I don't dare open my eyes, but even with them shut, I know the beam of a flashlight is exploring the crawl space. Am I far enough back? A throat clears and feet shuffle on the floor. Have they discovered me? Just when I think I can't hold my breath another second, the light blinks off, throwing me back into pitch-blackness, and the door is yanked shut. My breath escapes in a whoosh.

The feet clomp up the stairs and I don't hear any more voices. It feels like forever until I hear the sound of car tires scraping along the gravel driveway again. A moment later a single set of footsteps descends the stairs and the door opens.

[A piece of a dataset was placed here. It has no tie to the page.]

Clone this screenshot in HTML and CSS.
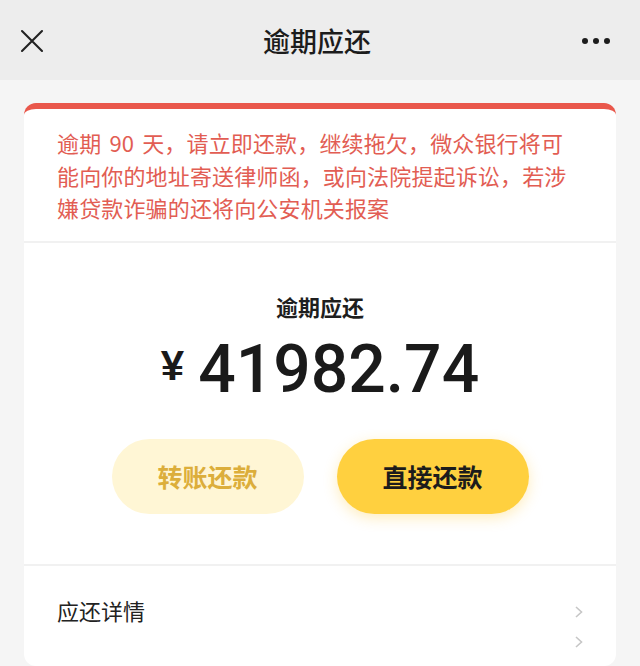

“Taviana, you can come out.”

My arms and legs have cramped up, but I struggle toward the light. My knee traps my dress under me and I hear it rip. Kelvin offers me a hand when I reach the door. Blinking in the bright light, I stiffly follow him back up the stairs and into the kitchen, where his wives and some of the older children have congregated. Nanette is there but, just like everyone else, she avoids making eye contact with me. All their faces are serious and no one is talking. Even Celeste's mom, Irene, is here, which is surprising as she's on complete bed rest now. It's Irene who gives me a mug of herbal tea and a sympathetic look. I accept the tea gratefully. I'm cold, right down to my core.

“I guess you know that we just had a visit from the police, Taviana,” Kelvin says to me. He lowers himself into
a chair at the head of the large table and motions for me to take one.

I nod and carry on rubbing my arms with my hands. I feel a shawl being draped over my shoulders and turn to see Irene stepping away.

“They accused us of keeping you here against your will,” he tells me.

“That's not true,” I say. “I could leave anytime I want.”

He nods. “And I appreciate all the help you've given my wives, especially now, with Irene's condition being what it is.”

Irene and I make eye contact, and she smiles warmly again. I do my best to smile back.

“The trouble is,” Kelvin continues, “our small community needs to keep a very low profile in the greater world. The laws of this country conflict with the laws of our faith, but because we keep to ourselves and don't cause any trouble, we are left alone.”

I had wondered how they got away with the plural wife thing.

“We are also protected by laws that entitle us to religious freedom, to practice our faith.”

There's a banging at the front door and we all jump in unison. Deborah makes eye contact with Kelvin, and he nods. She leaves the kitchen. I can feel the increased tension in the room as we wait to see who's there. A moment later, Jacob and the Prophet enter the room, followed by Deborah.

Jacob's eyes meet mine, and I see the concern in them. “Are you okay?” he asks.